Connecting to Segment, Mixpanel, or Pendo
If your product already fires events to Segment, Mixpanel, or Pendo, those events can be relayed to GHL via a Zapier/Make webhook relay. No new engineering required — the same activation events that populate your product analytics dashboards trigger the GHL onboarding sequences.
This means your Segment Track("project_created") event simultaneously logs to Mixpanel and fires the GHL activation webhook, cancelling pending intervention emails and starting the upgrade sequence.
Do I need to code anything to set up the webhooks?
The webhooks are standard HTTP POST requests. If your product is on a modern stack or uses Zapier/Make, signup and activation triggers take about an hour to wire. If you already send events to Segment, you can use a Segment Destination to forward those events to GHL. The GHL-side automation is pre-built — you just configure the receiving webhook URL in the snapshot setup guide.
What if my trial is 30 days instead of 14?
All timing delays are configurable in GHL's workflow editor. For a 30-day trial, the snapshot's default sequence shifts the day-5 nudge to day-10, adds a day-20 mid-trial check, and keeps the final urgency email at T-3 days before expiry. Adjust delays in minutes — no rebuild required.
How do I handle users who sign up via Google SSO vs email?
The signup webhook can include a `source` field (sso_google, email, sso_github) that GHL captures as a custom field. SSO users tend to be more engaged — you can branch the welcome sequence to give them a shorter activation path and fewer intervention emails, since they've already demonstrated intent by connecting a Google account.
What's the difference between TTV and activation rate?

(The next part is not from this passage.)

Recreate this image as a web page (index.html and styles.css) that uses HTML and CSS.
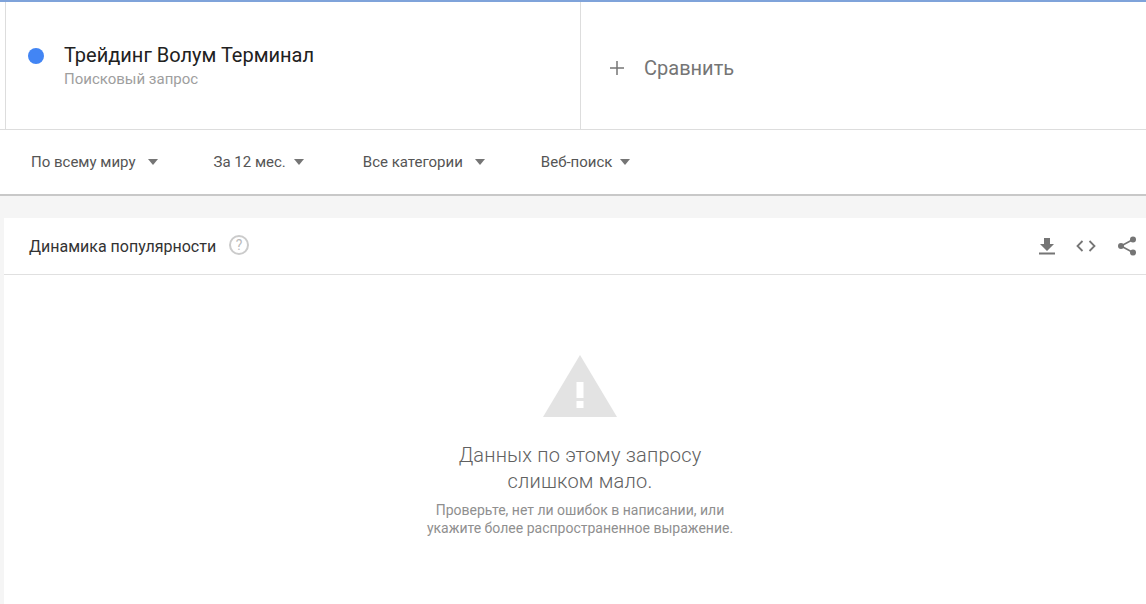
FILE: index.html
```html
<!DOCTYPE html>
<html lang="ru">

<head>
    <meta charset="UTF-8">
    <title>Google Trends</title>
    <link rel="stylesheet" href="styles.css">
</head>

<body>
    <div class="terms">
        <div class="term-box">
            <span class="term-dot"></span>
            <div>
                <div class="term-name">Трейдинг Волум Терминал</div>
                <div class="term-type">Поисковый запрос</div>
            </div>
        </div>
        <div class="compare-box">
            <svg class="plus-icon" width="16" height="16" viewBox="0 0 16 16">
                <path d="M8 1v14M1 8h14" stroke="#757575" stroke-width="1.5" fill="none" />
            </svg>
            <span class="compare-text">Сравнить</span>
        </div>
    </div>

    <div class="filters">
        <div class="filter filter-geo">По всему миру <span class="arrow"></span></div>
        <div class="filter filter-time">За 12 мес. <span class="arrow arrow-near"></span></div>
        <div class="filter filter-cat">Все категории <span class="arrow"></span></div>
        <div class="filter">Веб-поиск <span class="arrow arrow-near"></span></div>
    </div>

    <div class="card">
        <div class="card-header">
            <span class="card-title">Динамика популярности</span>
            <span class="help-icon">?</span>
            <div class="card-actions">
                <svg width="16" height="18" viewBox="0 0 16 18">
                    <path d="M5 1h6v6h4l-7 7-7-7h4z" fill="#757575" />
                    <rect x="0" y="15.5" width="16" height="2" fill="#757575" />
                </svg>
                <svg width="20" height="12" viewBox="0 0 20 12">
                    <path d="M6.5 1L1.5 6l5 5M13.500 1l5 5-5 5" stroke="#757575" stroke-width="1.8" fill="none" />
                </svg>
                <svg width="20" height="20" viewBox="0 0 20 20">
                    <path d="M16 3.500L4 10l12 6.500" stroke="#757575" stroke-width="1.6" fill="none" />
                    <circle cx="16" cy="3.500" r="3" fill="#757575" />
                    <circle cx="4" cy="10" r="3" fill="#757575" />
                    <circle cx="16" cy="16.500" r="3" fill="#757575" />
                </svg>
            </div>
        </div>
        <div class="empty">
            <svg class="warn-icon" width="74" height="62" viewBox="0 0 74 62">
                <path d="M37 0L74 62H0z" fill="#e3e3e3" />
                <rect x="33.500" y="27" width="7" height="16" fill="#fff" />
                <rect x="33.500" y="46" width="7" height="7" fill="#fff" />
            </svg>
            <div class="empty-title">Данных по этому запросу<br>слишком мало.</div>
            <div class="empty-text">Проверьте, нет ли ошибок в написании, или<br>укажите более распространенное выражение.</div>
        </div>
    </div>
</body>

</html>
```

FILE: styles.css
```css
html,
body {
    height: 100%;
}

body {
    margin: 0;
    overflow: hidden;
    font-family: Roboto, Arial, sans-serif;
    background-color: #f5f5f5;
}

.terms {
    display: flex;
    height: 127px;
    background-color: white;
    border-top: 2px solid #7fa3da;
    border-bottom: 1px solid #ddd;
}

.term-box {
    width: 576px;
    margin-left: 5px;
    border-left: 1px solid #ddd;
    border-right: 1px solid #ddd;
    display: flex;
    align-items: center;
    padding-left: 22px;
    box-sizing: border-box;
}

.term-dot {
    width: 16px;
    height: 16px;
    border-radius: 50%;
    background-color: #4285f4;
    margin-right: 20px;
    margin-top: -20px;
}

.term-name {
    font-size: 20px;
    line-height: 24px;
    color: #212121;
    margin-top: 2px;
}

.term-type {
    font-size: 15px;
    line-height: 24px;
    color: #9e9e9e;
}

.compare-box {
    display: flex;
    align-items: center;
    padding-left: 28px;
    padding-top: 4px;
}

.plus-icon {
    margin-right: 19px;
}

.compare-text {
    font-size: 20px;
    color: #757575;
}

.filters {
    display: flex;
    align-items: center;
    height: 64px;
    padding-left: 31px;
    background-color: white;
    border-bottom: 2px solid #c8c8c8;
}

.filter {
    font-size: 15px;
    color: #555;
    display: flex;
    align-items: center;
    margin-right: 56px;
}

.filter-time {
    margin-right: 59px;
}

.arrow {
    width: 0;
    height: 0;
    margin-left: 12px;
    border-left: 5.500px solid transparent;
    border-right: 5.500px solid transparent;
    border-top: 6px solid #757575;
}

.arrow-near {
    margin-left: 8px;
}

.card {
    margin: 22px 0 0 4px;
    height: 400px;
    background-color: white;
}

.card-header {
    display: flex;
    align-items: center;
    height: 56px;
    padding-left: 25px;
    border-bottom: 1px solid #e0e0e0;
}

.card-title {
    font-size: 16px;
    color: #333;
}

.help-icon {
    width: 16px;
    height: 16px;
    margin-left: 13px;
    margin-top: -2px;
    border: 2px solid #cbcbcb;
    border-radius: 50%;
    font-size: 14px;
    line-height: 16px;
    text-align: center;
    color: #bbb;
}

.card-actions {
    display: flex;
    align-items: center;
    gap: 21px;
    margin-left: auto;
    margin-right: 9px;
}

.empty {
    display: flex;
    flex-direction: column;
    align-items: center;
    padding-top: 80px;
    padding-left: 10px;
    text-align: center;
}

.empty-title {
    margin-top: 25px;
    font-size: 20px;
    font-weight: 300;
    letter-spacing: 0.2px;
    line-height: 26px;
    color: #616161;
}

.empty-text {
    margin-top: 7px;
    font-size: 14px;
    line-height: 18px;
    color: #8f8f8f;
}
```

Activation rate is the percentage of trial users who reach their activation milestone. TTV (time-to-value) is how long it takes them to get there. Both matter. A 40% activation rate with an average 10-day TTV will convert worse than 40% activation with a 2-day TTV, because the shorter TTV means activation happens well within the trial window, leaving time for the user to build the habit before the trial expires.